Short-term predictions (i.e., seasonal scale or yearly scale) of Arctic sea ice conditions by sea ice models or fully coupled climate models can lead to good estimates of the length of navigation seasons for the Arctic shipping passages. The much-needed high-resolution initial sea ice states, which are provided by increasing streaming data from satellite remote sensing measurements and in situ measurements, play a key role in producing realistic sea ice changes in the subsequent summer. Compared with historical observation data, both stand-alone and coupled climate models can successfully replicate observed patterns in the seasonal cycle of sea ice growth and melt (Yang et al. 2019) and can simulate Arctic sea ice break-up dates and freeze-up dates (Wang et al. 2018a). The streaming data from seasonal/yearly scale predictions can help shipping companies to make a suitable development plan at least one or two seasons ahead. At present, the season-scale (one or two seasons ahead) prediction of high spatio-temporal resolution Arctic sea ice condition still remains challenging with large uncertainties since the associated processes and mechanisms are complex and not yet fully understood.
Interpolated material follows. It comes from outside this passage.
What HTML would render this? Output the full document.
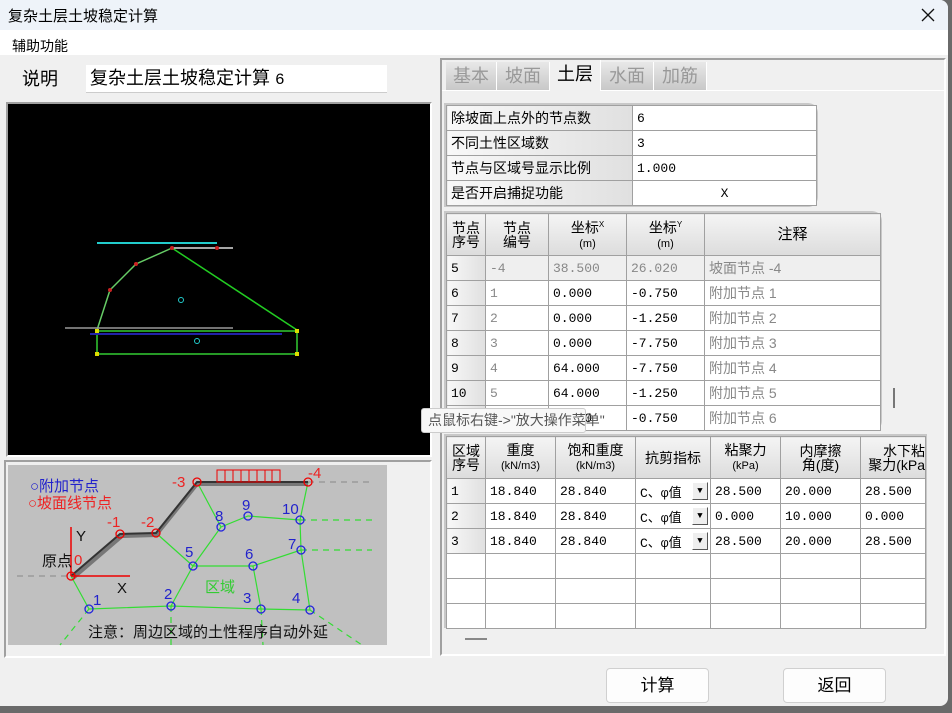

Enhanced understanding of sea ice dynamic and thermodynamic processes can help substantial improvement of parameterization schemes of Arctic sea ice and snow over sea ice (Kang et al. 2014). Since sea ice thickness initialization has more long-term impacts than that of sea ice concentration initialization on seasonal sea ice prediction, the latest Sea Ice Seasonal Prediction System (SISPS) is based on the MITgcm sea ice-ocean model and uses sea ice thickness assimilation data in its initial conditions (Yang et al. 2019).
Not only are seasonal predictions important for shipping time windows before the coming summers, the near real-time and synoptic scale sea ice predictions are also necessary during shipping in the Arctic (Yang et al. 2019). Steaming data from synoptic scale prediction can help vessels to ship in the most cost-effective route and minimize the risks from iceberg and large-scale ice floes. The accuracy of the near real-time and synoptic scale predictions on sea ice is high since the bias can be corrected largely by assimilation with observational data from various sources.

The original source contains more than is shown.